Going through the phases of silence, structure and development must ultimately lead to a institutionalized, integrated equal opportunities policy by the various departments of an organization (in line as well as in staff divisions). Equality is not regarded anymore as a separate issue, that stands apart from the regular policy, but as a self-evident area for special attention which is incorporated in the stipulated policy. The equal opportunities policy measures are in harmony with each other through co-ordination and the policy measures to be taken are connected. Consolidation is the key word, because the equal opportunity policy is integrated in all policy fields.

Schaapman (1992:59) states: "To get the general policy and the sectorial differentiated policy in harmony, it is advisable to start top-level consultations that serve as think tank as well as co-ordinating centre." Special instruments have been developped in this stage and have been implemented in the various policy frameworks. The role of the policy-making equality officer shifts from developer to advisor. This policy advisor should also act as a watchdog, together with a committee, if there is one.

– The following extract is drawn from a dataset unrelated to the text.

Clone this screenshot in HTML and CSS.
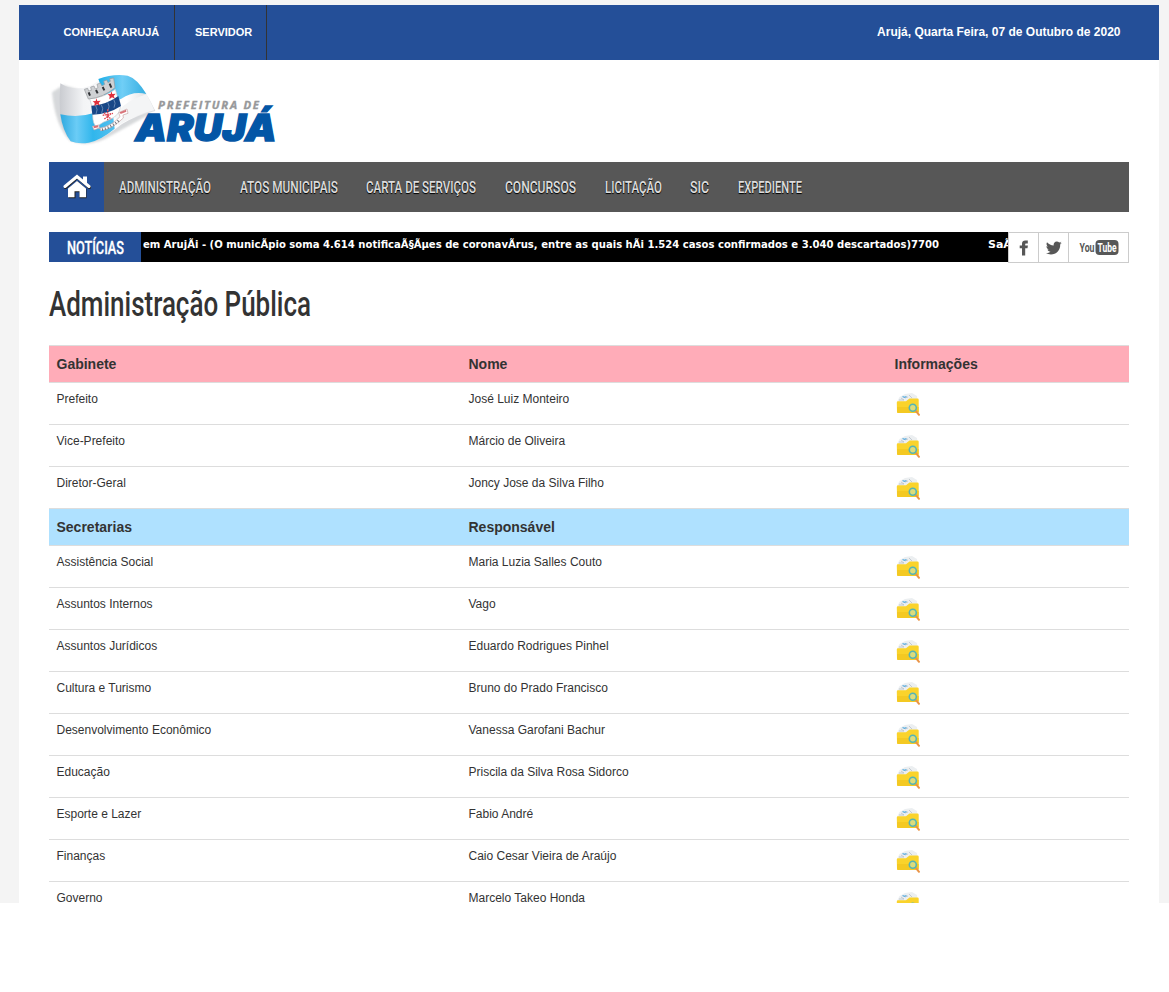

It is important that the cultural aspects get enough attention and that the results of the equal opportunities policy are being evaluated in a structural way. Crucial moments are implementation 5 and monitoring. Represented in diagram, the various phases look as follows (adapted to De Graaff, 1996:46). The diagram shows that the line of the process goes from silence, structure and development to integration.

Schedule 1



Finally, at the end of this paper the question arises who is responsible for the actual realization of the equal opportunities policy. First of all of course the management of the police service itself. It is of importance that line executives and supporting staff executives make an equal contribution. Should they not succeed in breaking the silence, the central authorities must come into action. After all, the legal framework, as laid down for equal opportunities was generally approved by them. The members of parliament are third in line. They supervise the central authorities. In addition, the unions play an important role. From the point of view of working conditions, legal position and the protection of individual interests they can actually see to it that specific agreements, by which the position of women improve, are being made.

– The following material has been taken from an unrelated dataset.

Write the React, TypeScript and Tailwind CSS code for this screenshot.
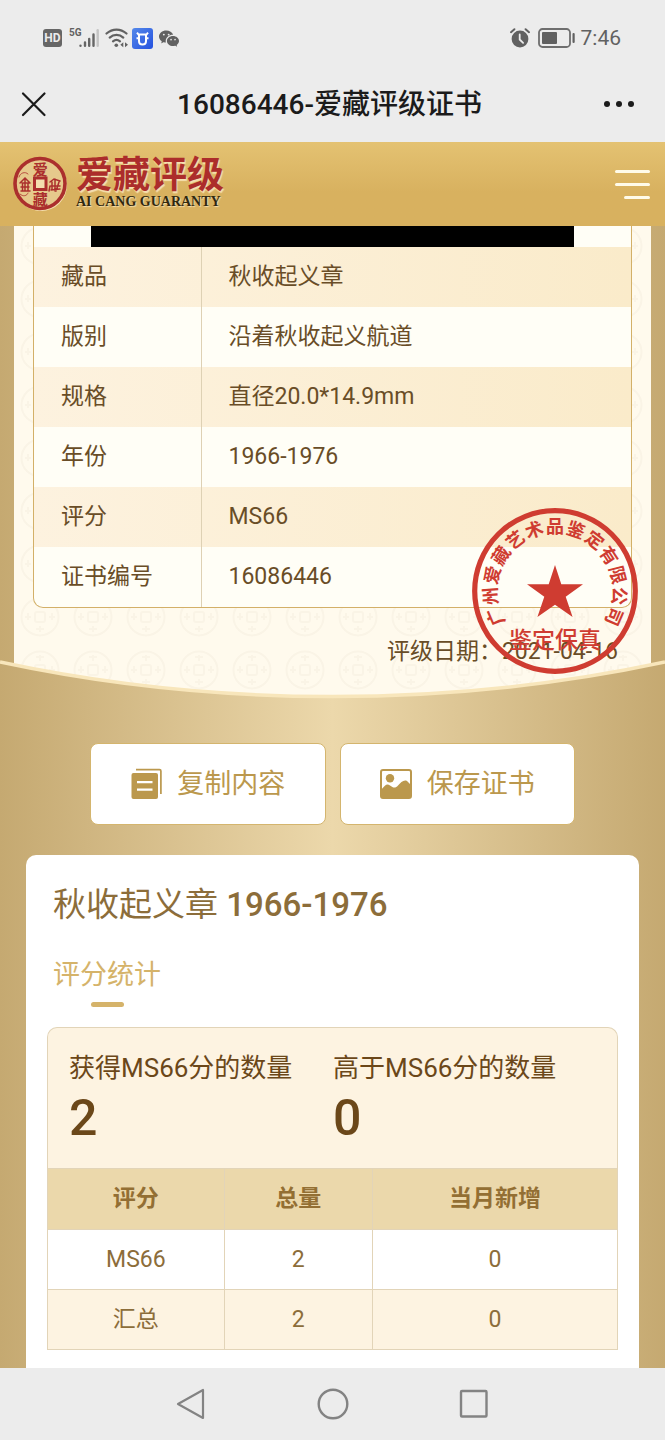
import { BsWechat } from 'react-icons/bs';

const DETAILS = [
  { label: '藏品', value: '秋收起义章' },
  { label: '版别', value: '沿着秋收起义航道' },
  { label: '规格', value: '直径20.0*14.9mm' },
  { label: '年份', value: '1966-1976' },
  { label: '评分', value: 'MS66' },
  { label: '证书编号', value: '16086446' },
];

const SCORES = [
  { score: 'MS66', total: 2, added: 0 },
  { score: '汇总', total: 2, added: 0 },
];

const COMPANY = '广州爱藏艺术品鉴定有限公司';

function StatusBar() {
  return (
    <div className="flex h-[76px] items-center justify-between pr-11 pl-[43px] text-[#616161]">
      <div className="flex items-center">
        <span className="flex h-[18px] w-[19px] items-center justify-center rounded-[3px] bg-[#666] text-[12px] font-bold text-[#ececec]">
          HD
        </span>
        <span className="ml-[7px] w-2.5 self-start text-[10px] leading-[10px] font-bold">5G</span>
        <svg className="h-5 w-5" viewBox="0 0 20 20" fill="none" strokeWidth="2.4" strokeLinecap="round">
          <path d="M1.5 17.6v.2M6 14.5v3.3M10.2 11v6.8M14.5 6.5v11.3" stroke="#666" />
          <path d="M18.7 2.2v15.6" stroke="#c4c4c4" />
        </svg>
        <svg className="ml-1.5 h-5 w-6" viewBox="0 0 24 20" fill="none" stroke="#626262" strokeWidth="2.2" strokeLinecap="round">
          <path d="M1.5 5.500C7.500.2 15.500.2 21.500 5.500" />
          <path d="M4.7 9.6c4-3.6 9.6-3.6 13.6 0" />
          <path d="M8 13.4c2.2-1.9 4.8-1.9 7 0" />
          <circle cx="11.3" cy="17.3" r="1.8" fill="#626262" stroke="none" />
          <path d="M18.3 14.3v5l-3-2.5zM20 14.3v5l3-2.5z" fill="#626262" stroke="none" />
        </svg>
        <svg className="ml-[3px] h-[21px] w-[21px]" viewBox="0 0 21 21">
          <defs>
            <linearGradient id="app" x1="0" y1="0" x2="1" y2="1">
              <stop stopColor="#5589ea" />
              <stop offset="1" stopColor="#2451df" />
            </linearGradient>
          </defs>
          <rect width="21" height="21" rx="3" fill="url(#app)" />
          <path d="M5 4.600l1.500 1.900h8l1.500-1.900M7 6.500v6.500q0 3.500 3.500 3.500t3.500-3.500v-6.500M4.500 10.200h2.500M14 10.200h2.500" fill="none" stroke="#fff" strokeWidth="2" />
        </svg>
        <BsWechat className="ml-[6px] h-5 w-5" />
      </div>
      <div className="flex items-center">
        <svg className="h-5 w-5" viewBox="0 0 20 20" fill="none" strokeLinecap="round">
          <circle cx="10" cy="11" r="8.4" fill="#616161" />
          <path d="M1 4.2L4.4 1.2M15.6 1.2L19 4.2" stroke="#616161" strokeWidth="2" />
          <path d="M9.7 6.5v5l3.4 3.3" stroke="#ececec" strokeWidth="1.8" />
        </svg>
        <svg className="ml-2 h-5 w-[37px]" viewBox="0 0 37 20">
          <rect x="1" y="1" width="31" height="18" rx="3.5" fill="none" stroke="#6e6e6e" strokeWidth="1.8" />
          <rect x="4" y="4" width="15" height="12" rx="1" fill="#616161" />
          <rect x="34.5" y="5" width="2.2" height="10" rx="1" fill="#616161" />
        </svg>
        <span className="ml-1.5 text-[21px] leading-6">7:46</span>
      </div>
    </div>
  );
}

function TitleBar() {
  return (
    <div className="flex h-[66px] items-center justify-between pr-[26px] pb-2 pl-5 text-[#1b1b1b]">
      <button type="button" aria-label="关闭" className="flex w-9 items-center">
        <svg className="h-7 w-7" viewBox="0 0 28 28" fill="none" stroke="currentColor" strokeWidth="2.2" strokeLinecap="round">
          <path d="M3 2.500l21.500 21.500M24.500 2.500L3 24" />
        </svg>
      </button>
      <h1 className="text-[28px] leading-10 font-medium">16086446-爱藏评级证书</h1>
      <button type="button" aria-label="更多" className="flex w-9 items-center justify-end">
        <svg className="h-2 w-9" viewBox="0 0 36 8" fill="currentColor">
          <circle cx="4" cy="3" r="3" />
          <circle cx="16" cy="3" r="3" />
          <circle cx="28" cy="3" r="3" />
        </svg>
      </button>
    </div>
  );
}

function CoinMark() {
  return (
    <svg className="h-14 w-14" viewBox="0 0 56 56" fontFamily='"Noto Sans CJK SC", sans-serif' fontWeight="700" textAnchor="middle">
      <circle cx="28" cy="29" r="26" fill="#f6e3b4" />
      <circle cx="27" cy="27.5" r="25" fill="#e6c98c" stroke="#ab2f2d" strokeWidth="3.6" />
      <rect x="21.5" y="22" width="11.5" height="11.5" fill="#f3dfae" stroke="#ab2f2d" strokeWidth="3" />
      <g fill="#ab2f2d" fontSize="15">
        <text x="27.2" y="18.5">爱</text>
        <text x="27.2" y="48.5">藏</text>
      </g>
      <g fill="none" stroke="#ab2f2d" strokeWidth="1.5" strokeLinecap="round">
        <path d="M7 27l5-5 5 5M9 27h7M12 24v11M8 31h8M8 35h9M9.5 27v8M15 27v8" />
        <path d="M37 26l4-3 6 2M38 30h9M42 23v12M38 34l9-1M46 26l-3 9M37 30l-1 5M39 26v8" />
        <path d="M6 21c1-4 6-6 9-3M7 38c3 3 7 2 8-1" strokeWidth=".8" />
      </g>
    </svg>
  );
}

function SiteHeader() {
  return (
    <header className="flex h-[84px] items-center justify-between bg-linear-to-b from-[#e4c272] to-[#d8b15f] to-60% pr-[15px] pl-[13px]">
      <a href="#" className="flex items-center gap-[7px]">
        <CoinMark />
        <span className="flex flex-col">
          <span className="text-[37px] leading-9 font-bold text-[#ac2d2b] [text-shadow:1px_2px_1px_#f5dfb0]">爱藏评级</span>
          <span className="font-['Liberation_Serif',serif] text-[14px] leading-4 font-bold text-[#30290f] [text-shadow:1px_1px_1px_#f5dfb0]">
            AI CANG GUARANTY
          </span>
        </span>
      </a>
      <button type="button" aria-label="菜单" className="flex w-[35px] flex-col items-end gap-2.5">
        <span className="h-[3px] w-full rounded-sm bg-[#fffbe9]" />
        <span className="h-[3px] w-full rounded-sm bg-[#fffbe9]" />
        <span className="h-[3px] w-[26px] rounded-sm bg-[#fffbe9]" />
      </button>
    </header>
  );
}

function Seal() {
  return (
    <svg
      className="absolute -right-1.5 -bottom-[66px] h-[166px] w-[166px]"
      viewBox="-83 -83 166 166"
      fill="#cf3c31"
      fontFamily='"Noto Sans CJK SC", sans-serif'
      fontWeight="700"
      textAnchor="middle"
    >
      <circle r="80.3" fill="none" stroke="#cf3c31" strokeWidth="5.2" />
      <path d="M0-26L6.3-6.8H28L10.7 5.7 17.6 26 0 13.8-17.6 26-10.7 5.7-28-6.8H-6.3z" />
      {[...COMPANY].map((char, i) => (
        <text key={i} fontSize="18" y="-58" transform={`rotate(${(i - 6) * 18.9})`}>
          {char}
        </text>
      ))}
      <text y="57" fontSize="23" fontWeight="500">鉴定保真</text>
    </svg>
  );
}

// faint coin watermark behind the certificate
function Watermark() {
  return (
    <svg className="absolute inset-0 h-full w-full" fill="none" stroke="#faf4e6">
      <defs>
        <pattern id="coins" width="53" height="53" patternUnits="userSpaceOnUse" y="47">
          <circle cx="26" cy="26" r="18.5" strokeWidth="2" />
          <rect x="21" y="21" width="10" height="10" rx="2" strokeWidth="2" />
          <path d="M26 11v6M26 35v6M11 26h6M35 26h6M22 13h8M22 38h8M14 22v7M38 22v7" strokeWidth="2" />
        </pattern>
      </defs>
      <rect width="100%" height="100%" fill="url(#coins)" stroke="none" />
    </svg>
  );
}

function Certificate() {
  return (
    <section className="relative h-[474px] px-3.5">
      <div className="relative h-full bg-[#fffaed] px-[19px]">
        <Watermark />
        <div className="relative">
          <div className="overflow-hidden rounded-b-[10px] border border-t-0 border-[#d3b068] bg-[#fffef6]">
            <div className="mx-[57px] h-[21px] bg-black" />
            <table className="w-full table-fixed text-left text-[23px] leading-8 text-[#694d27]">
              <colgroup>
                <col className="w-[167px]" />
                <col />
              </colgroup>
              <tbody>
                {DETAILS.map((item) => (
                  <tr key={item.label} className="h-15 odd:bg-linear-to-r odd:from-[#fdf2df] odd:to-[#faebca]">
                    <th scope="row" className="border-r border-[#ded1b4] pl-[27px] font-normal">{item.label}</th>
                    <td className="pl-[27px]">{item.value}</td>
                  </tr>
                ))}
              </tbody>
            </table>
          </div>
          <p className="absolute top-full right-3.5 mt-7 text-[23px] leading-8 text-[#694d27]">评级日期：2021-04-16</p>
          <Seal />
        </div>
      </div>
      <svg className="absolute inset-x-0 bottom-0 h-10 w-full" viewBox="0 0 665 40" preserveAspectRatio="none">
        <defs>
          <linearGradient id="gold">
            <stop stopColor="#c5a971" />
            <stop offset=".5" stopColor="#ecd8ab" />
            <stop offset="1" stopColor="#c5a971" />
          </linearGradient>
        </defs>
        <path d="M0 2C215 48 450 48 665 2V40H0z" fill="url(#gold)" />
        <path d="M0 2C215 48 450 48 665 2" fill="none" stroke="#f8e6bb" strokeWidth="3.5" />
      </svg>
    </section>
  );
}

function Actions() {
  const button =
    'flex h-[82px] flex-1 items-center justify-center gap-[15px] rounded-lg border border-[#d4b56e] bg-white text-[27px] text-[#bb984d]';
  return (
    <div className="flex gap-3.5 px-[90px] pt-[43px] pb-[30px]">
      <button type="button" className={button}>
        <svg className="h-8 w-8" viewBox="0 0 32 32" fill="currentColor">
          <path d="M6 1.600h23.500q1.400 0 1.400 1.400v23" fill="none" stroke="currentColor" strokeWidth="1.7" />
          <rect x="1.500" y="5" width="26.500" height="26" rx="2" />
          <path d="M7 14.200h15.500M7 21.700h15.500" stroke="#fff" strokeWidth="2.2" />
        </svg>
        复制内容
      </button>
      <button type="button" className={button}>
        <svg className="h-8 w-8" viewBox="0 0 32 32" fill="currentColor">
          <rect x="1" y="2" width="30" height="28" rx="2" fill="none" stroke="currentColor" strokeWidth="2" />
          <circle cx="10" cy="10.2" r="4.2" />
          <path d="M1 22c4-5 6-7 9-4.500 3 2 5 3.500 8 0s7-7 10-3.500l3 3V30H1z" />
        </svg>
        保存证书
      </button>
    </div>
  );
}

function StatItem({ label, value }: { label: string; value: number }) {
  return (
    <div>
      <dt className="text-[26px] leading-10">{label}</dt>
      <dd className="text-[50px] leading-[60px] font-medium">{value}</dd>
    </div>
  );
}

function Stats() {
  return (
    <section className="mx-[26px] rounded-t-[10px] bg-white px-[21px] pb-[18px]">
      <h2 className="px-1.5 pt-[25px] text-[33px] leading-[50px] font-medium text-[#8c6d3a]">
        <span className="font-normal">秋收起义章 </span>1966-1976
      </h2>
      <div className="px-1.5 pt-[25px] pb-5">
        <button type="button" className="flex flex-col items-center text-[#d5b36a]">
          <span className="text-[27px] leading-10">评分统计</span>
          <span className="mt-[7px] h-[5px] w-[33px] rounded-full bg-[#d5b36a]" />
        </button>
      </div>
      <div className="overflow-hidden rounded-t-[10px] border border-b-0 border-[#e2d4b8] bg-[#fdf3e1]">
        <dl className="grid grid-cols-[264px_1fr] px-[21px] py-5 text-[#6b4719]">
          <StatItem label="获得MS66分的数量" value={2} />
          <StatItem label="高于MS66分的数量" value={0} />
        </dl>
      </div>
      <table className="w-full table-fixed border-collapse text-center text-[23px] leading-8 text-[#8c6d3a]">
        <colgroup>
          <col className="w-[31%]" />
          <col className="w-[26%]" />
          <col />
        </colgroup>
        <thead className="bg-[#ebd8ab] text-[#936f33]">
          <tr className="h-[61px]">
            {['评分', '总量', '当月新增'].map((title) => (
              <th key={title} scope="col" className="border border-[#e2d4b8] font-bold">{title}</th>
            ))}
          </tr>
        </thead>
        <tbody>
          {SCORES.map((row) => (
            <tr key={row.score} className="h-15 even:bg-[#fdf3e1]">
              <td className="border border-[#e2d4b8]">{row.score}</td>
              <td className="border border-[#e2d4b8]">{row.total}</td>
              <td className="border border-[#e2d4b8]">{row.added}</td>
            </tr>
          ))}
        </tbody>
      </table>
    </section>
  );
}

function NavBar() {
  return (
    <nav className="flex h-[72px] items-center justify-center gap-[109px] bg-[#ececec] text-[#838383]">
      <button type="button" aria-label="返回">
        <svg className="h-8 w-8" viewBox="0 0 32 32" fill="none" stroke="currentColor" strokeWidth="2.2" strokeLinejoin="round">
          <path d="M27 2v28L2 16z" />
        </svg>
      </button>
      <button type="button" aria-label="主页">
        <svg className="h-8 w-8" viewBox="0 0 32 32" fill="none" stroke="currentColor" strokeWidth="2.4">
          <circle cx="16" cy="16" r="14.3" />
        </svg>
      </button>
      <button type="button" aria-label="最近任务">
        <svg className="h-8 w-8" viewBox="0 0 32 32" fill="none" stroke="currentColor" strokeWidth="2.4">
          <rect x="3" y="3" width="25.5" height="25.5" rx="1" />
        </svg>
      </button>
    </nav>
  );
}

export default function App() {
  return (
    <div className="min-h-screen bg-[#ececec] font-[Roboto,'Noto_Sans_CJK_SC',sans-serif]">
      <StatusBar />
      <TitleBar />
      <SiteHeader />
      <main className="bg-linear-to-r from-[#c5a971] via-[#ecd8ab] to-[#c5a971]">
        <Certificate />
        <Actions />
        <Stats />
      </main>
      <NavBar />
    </div>
  );
}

We must emphasize the fact that policewomen themselves are not responsible for the development of the equal opportunity policy. All this shows that, due to their minority position, women have to meet stringent requirements. Women can however play a role as observer and/or supporter. Schaapman (1992:18) says: "especially women should be involved in change processes, as they can be expected to be experts in equality matters".6 It is however important for women not to act as individuals but to be aware of the fact that they are represented on a broader level. Networks 7 for policewomen are the proper bodies for that. Women who join a network can get emotional support, advice, information and role-patterns, missing matters in the practice of most women.

During a recent research in the Netherlands (Hazenberg, 1996: 73) it turned out that the influence of networks is essential in the starting phase of policy development. Networks see to it that problems of women are lifted from an individual to a collective level. Because of this the subject can be brought to the attention of decision-makers in an organization. This attention contributes to the determination of a plan of action, and to the recognition and definition of the problem. Furthermore the networks have proved to play a substantial role in regard to the execution and monitoring of the policy.


In this lecture the necessity of a proportional representation of men and women within the police has been explained. A gender balance is a necessity for a high-quality police organisation. In order to achieve this it is vital to pursue and implement an active policy to have more women join the police, and to keep the ones who have already joined the organization. This is not the resposibility of women. Now it is up to the (mostly male) managers to form this policy. Only then, the "silence" phase of the policy developping cycle can be broken, and only than it will be possible to set out for the achievement of a police organization in which "quality trough equality" has come true.


  1. The article "Tenminste kwart van politiekorps moet vrouw zijn" (At least one quarter of the police service should consist of women) by Mrs. N. Feenstra, which hasn't been published before, is incorporated in this publication. I am very grateful for her cooperation.
  2. The following surveys may be mentioned: Anderson et al. (1991) 'Aspects of sex discri- mination within the police service in England and Wales', Eikenaar (1993) '"Dat hoort er nu eenmaal bij..."' (It is all part of the job...), the nature and extent of undesirable behaviour in the Dutch police, and Bloeyaart (1994) 'Vrouwen bij de Belgische politiediensten, functioneren en functioneringsproblemen' (Women within the Belgian police services, work and the problems of work).
  3. The term `gender' (Verloo and Roggeband, 1994:7) emphasizes the fact that masculinity and femininity aren't innate but social qualities, and that the difference between men and women is to be considered a social construction.
  4. One could mention: `Universal Declaration of Human Rights (1948), European Convention on Human Rights (1950), Convention on the Elimination of All Forms of Discrimination Against Women (1979) and the Equal pay and Equal treatment Directives of the European Union (1975 & 1976).
  5. Implementation means: `introduction (in a narrow sense), this means the preparation for the practice of a fixed policy. And practice means the performance of all actions, oulined in this policy in order to realize the objectives'. (Schaapman, 1992:39)
  6. Expertise in the field of equal opportunities policy means according to Langeveld: assert the perspective of women. It is stated that men don't take the application of this perspective for granted, because they almost automatically take the `unequal' relations and patterns as a starting point (Schaapman, 1992:18)
  7. Berkelaar (1991:22) describes a network as a `pattern of relations set up by organizations and/or individuals as a result of a situation of independence'.